The Five Cash Management Initiatives Treasurers Should Consider
|8-2-2017 | Jan Meulendijks | iTreasurer |
In October 2014 iTreasurer published an article ‘The Five Cash Management Initiatives Treasurers Should Consider‘ about how treasurers keep focus on ways to keep cash management in their organisation efficient and cost effective. As this is always an important issue and also relevant in 2017, we asked our expert Jan Meulendijks to comment on the article.
Five initiatives
iTreasurer stated in their article that treasurers should spend their time on five initiatives and that they should be part of a treasurers’ overall budget and resource planning process.
Going beyond SEPA
iTreasurer stated: ‘Initially rolled out as an approach for risk mitigation for commercial payment transactions in Euro, SEPA adopters have found that SEPA, or the Single Euro Payments Area, provides a more efficient way to transfer and collect funds across borders without managing all the different legal payment frameworks of each country. But despite the many bright spots of SEPA, “reconciliation in 2014/2015 was still a challenge,”
According to Jan Meulendijks the development of reconciliation tools has now become an issue for ERP/General ledger software developers and that the banks do not need to focus on it any more. Processing digital account information/account statements are a well established feature of financial software programs and also include the processing of open accounts receivables.

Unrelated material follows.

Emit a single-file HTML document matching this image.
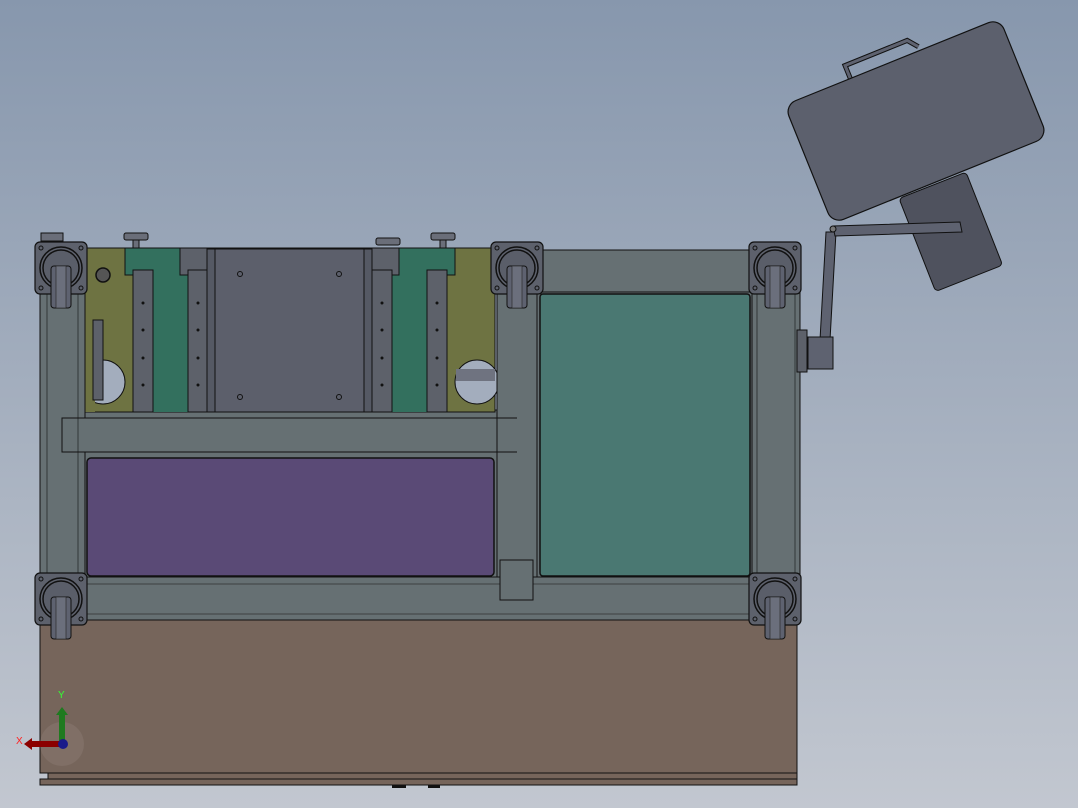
<!DOCTYPE html>
<html><head><style>html,body{margin:0;padding:0;width:1078px;height:808px;overflow:hidden}svg{display:block}</style></head>
<body>
<svg width="1078" height="808" viewBox="0 0 1078 808" xmlns="http://www.w3.org/2000/svg">
<defs>
<linearGradient id="bg" x1="0" y1="0" x2="0" y2="1"><stop offset="0" stop-color="#8797ad"/><stop offset="1" stop-color="#c2c7d0"/></linearGradient>
<g id="caster">
<rect x="-26" y="-26" width="52" height="52" rx="5" fill="#5d616c" stroke="#111" stroke-width="1.2"/>
<circle cx="-20" cy="-20" r="2" fill="none" stroke="#111"/><circle cx="20" cy="-20" r="2" fill="none" stroke="#111"/>
<circle cx="-20" cy="20" r="2" fill="none" stroke="#111"/><circle cx="20" cy="20" r="2" fill="none" stroke="#111"/>
<circle r="21" fill="none" stroke="#111" stroke-width="1.5"/><circle r="18" fill="#5a5e69" stroke="#111" stroke-width="1.5"/>
<rect x="-10" y="-2" width="20" height="42" rx="3" fill="#5e6270" stroke="#111"/>
<rect x="-5" y="-2" width="10" height="42" fill="#6b6f7c" stroke="#222" stroke-width=".6"/>
</g>
</defs>
<rect width="1078" height="808" fill="url(#bg)"/>

<!-- base -->
<rect x="40" y="620" width="757" height="153" fill="#76655b" stroke="#111"/>
<rect x="48" y="773" width="749" height="6" fill="#76655b" stroke="#111"/>
<rect x="40" y="779" width="757" height="6" fill="#76655b" stroke="#111"/>
<rect x="392" y="785" width="14" height="3" fill="#111"/><rect x="428" y="785" width="12" height="3" fill="#111"/>

<!-- top olive section -->
<rect x="85" y="410" width="412" height="10" fill="#667073" stroke="#111"/>
<rect x="85" y="248" width="410" height="164" fill="#6e7342" stroke="#111"/>
<rect x="125" y="248" width="55" height="27" fill="#33705e" stroke="#111"/>
<rect x="153" y="270" width="35" height="142" fill="#33705e"/>
<rect x="399" y="248" width="56" height="27" fill="#33705e" stroke="#111"/>
<rect x="392" y="270" width="35" height="142" fill="#33705e"/>
<rect x="180" y="248" width="28" height="27" fill="#5d616a" stroke="#111"/>
<rect x="372" y="248" width="27" height="27" fill="#5d616a" stroke="#111"/>
<rect x="133" y="270" width="20" height="142" fill="#5d616a" stroke="#111"/>
<rect x="188" y="270" width="20" height="142" fill="#5d616a" stroke="#111"/>
<rect x="372" y="270" width="20" height="142" fill="#5d616a" stroke="#111"/>
<rect x="427" y="270" width="20" height="142" fill="#5d616a" stroke="#111"/>
<rect x="207" y="249" width="8" height="163" fill="#555964" stroke="#111"/>
<rect x="364" y="249" width="8" height="163" fill="#555964" stroke="#111"/>
<rect x="215" y="249" width="149" height="163" fill="#5c5f6b" stroke="#111"/>
<g fill="none" stroke="#111"><circle cx="240" cy="274" r="2.5"/><circle cx="339" cy="274" r="2.5"/><circle cx="240" cy="397" r="2.5"/><circle cx="339" cy="397" r="2.5"/></g>
<g fill="#111"><circle cx="143" cy="303" r="1.5"/><circle cx="143" cy="330" r="1.5"/><circle cx="143" cy="358" r="1.5"/><circle cx="143" cy="385" r="1.5"/>
<circle cx="198" cy="303" r="1.5"/><circle cx="198" cy="330" r="1.5"/><circle cx="198" cy="358" r="1.5"/><circle cx="198" cy="385" r="1.5"/>
<circle cx="382" cy="303" r="1.5"/><circle cx="382" cy="330" r="1.5"/><circle cx="382" cy="358" r="1.5"/><circle cx="382" cy="385" r="1.5"/>
<circle cx="437" cy="303" r="1.5"/><circle cx="437" cy="330" r="1.5"/><circle cx="437" cy="358" r="1.5"/><circle cx="437" cy="385" r="1.5"/></g>
<circle cx="103" cy="382" r="22" fill="#a3adbd" stroke="#111"/>
<circle cx="477" cy="382" r="22" fill="#a3adbd" stroke="#111"/>
<rect x="456" y="369" width="39" height="12" fill="#6f7380"/>
<rect x="85" y="320" width="10" height="92" fill="#6e7342"/>
<rect x="93" y="320" width="10" height="80" fill="#5d616a" stroke="#111"/>
<circle cx="103" cy="275" r="7" fill="#555" stroke="#111" stroke-width="1.5"/>
<!-- knobs -->
<g fill="#6a6e79" stroke="#111"><rect x="124" y="233" width="24" height="7" rx="2"/><rect x="133" y="240" width="6" height="8"/>
<rect x="431" y="233" width="24" height="7" rx="2"/><rect x="440" y="240" width="6" height="8"/>
<rect x="376" y="238" width="24" height="7" rx="2"/><rect x="41" y="233" width="22" height="8"/></g>

<!-- frame -->
<rect x="40" y="250" width="45" height="370" fill="#667073" stroke="#111"/>
<rect x="47" y="250" width="31" height="370" fill="#667073" stroke="#111" stroke-width=".6"/>
<rect x="62" y="418" width="455" height="34" fill="#667073" stroke="#111"/>
<line x1="78" y1="418" x2="78" y2="452" stroke="#111" stroke-width=".6"/>
<rect x="85" y="452" width="412" height="127" fill="#667073" stroke="#111"/>
<rect x="87" y="458" width="407" height="118" rx="4" fill="#5a4a76" stroke="#111" stroke-width="1.5"/>
<rect x="82" y="577" width="718" height="43" fill="#667073" stroke="#111"/>
<rect x="85" y="584" width="715" height="30" fill="#667073" stroke="#222" stroke-width=".6"/>
<rect x="537" y="250" width="215" height="42" fill="#667073" stroke="#111"/>
<rect x="537" y="292" width="215" height="285" fill="#667073" stroke="#111"/>
<rect x="540" y="294" width="210" height="282" rx="3" fill="#4a7872" stroke="#111" stroke-width="1.5"/>
<rect x="497" y="250" width="40" height="327" fill="#667073" stroke="#111"/>
<line x1="497" y1="418" x2="517" y2="418" stroke="#111"/><line x1="497" y1="452" x2="517" y2="452" stroke="#111"/>
<rect x="500" y="560" width="33" height="40" fill="#667073" stroke="#111"/>
<rect x="752" y="250" width="48" height="370" fill="#667073" stroke="#111"/>
<rect x="757" y="250" width="38" height="370" fill="#667073" stroke="#111" stroke-width=".6"/>
<rect x="797" y="330" width="10" height="42" fill="#5d616a" stroke="#111"/>

<use href="#caster" x="61" y="268"/>
<use href="#caster" x="517" y="268"/>
<use href="#caster" x="775" y="268"/>
<use href="#caster" x="61" y="599"/>
<use href="#caster" x="775" y="599"/>

<!-- arm and lamp -->
<polygon points="826,232 836,232 830,340 820,340" fill="#5e6270" stroke="#111"/>
<rect x="808" y="337" width="25" height="32" fill="#5e6270" stroke="#111"/>
<g transform="translate(962,222) rotate(-21.5)">
<rect x="-50" y="-45" width="72" height="100" rx="4" fill="#4f525e" stroke="#111"/>
</g>
<polygon points="833,226 960,222 962,232 835,236" fill="#5e6270" stroke="#111"/>
<circle cx="833" cy="229" r="3" fill="#777" stroke="#111"/>
<g transform="translate(916,121) rotate(-22)">
<path d="M-45 -62 V-78 H22 L30 -68" fill="none" stroke="#111" stroke-width="5"/>
<path d="M-45 -62 V-78 H22 L30 -68" fill="none" stroke="#5e6270" stroke-width="3"/>
<rect x="-116" y="-64" width="232" height="128" rx="12" fill="#5c606d" stroke="#111" stroke-width="1.2"/>
</g>

<!-- axis triad -->
<circle cx="62" cy="744" r="22" fill="#8a7a72" opacity=".5"/>
<rect x="30" y="741" width="32" height="6" fill="#8b0000"/><polygon points="24,744 32,738 32,750" fill="#8b0000"/>
<rect x="59" y="713" width="6" height="31" fill="#1f7a1f"/><polygon points="62,707 56,715 68,715" fill="#1f7a1f"/>
<circle cx="63" cy="744" r="5" fill="#1a1a8a"/>
<text x="58" y="698" font-family="Liberation Sans, sans-serif" font-size="10" fill="#3f3">Y</text>
<text x="16" y="744" font-family="Liberation Sans, sans-serif" font-size="10" fill="#f22">X</text>
</svg>
</body></html>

Global Account Rationalization
‘The SEPA initiative has acted as the catalyst for other global projects, with high priority placed on account rationalization. By reducing accounts across Europe, many large US multinational corporations are realizing significant savings in both hard- and soft-dollar costs. “In the SEPA environment, all corporates needed was one account for payments and one account for receivables across the SEPA landscape,’ said Mr. Brieske, Regional Head of Trade Finance and Cash Management Corporates Global Solutions Americas, Global Transaction Banking, Deutsche Bank in the article. At that time keeping every bank happy was a tough job, if not impossible. Being able to spread the wallet across fewer banks was one of the positive by-products of a bank consolidation.
In-House Bank Structures
Treasurers had continued to find ways to alleviate the growing cash balances that had become strategically more important to their organizations. Structures like in-house banks (IHBs) were becoming more commonplace as organizations took the next step to further enhance their global liquidity models. The practical considerations for the evolution of the IHB could be directly attributed to global expansion and increased revenue mix overseas in addition to complexities related to time zones, language, growth of regional shared services and decision execution.
RMB Internationalization
As a result of the ongoing RMB regulatory changes, there had been a significant improvement in the ease of making cross-border RMB payments via China. The RMB was a fairly new currency on the international scene then. The RMB internationalization project had begun to pick up steam over the second half of 2014, with many global MNCs looking to launch new cash management strategies in Asia. New structures were thought to be able to unlock China’s previously “trapped cash” challenge, and optimize their cash held in this part of the world where many opportunities lie for them.
Jan sees a tendency today that the more the deregulation of the RMB progresses the more one can treat it as any other currency. However, this is not achieved yet and Asia will continue to be an region where ‘trapped cash’ occurs on a regular basis.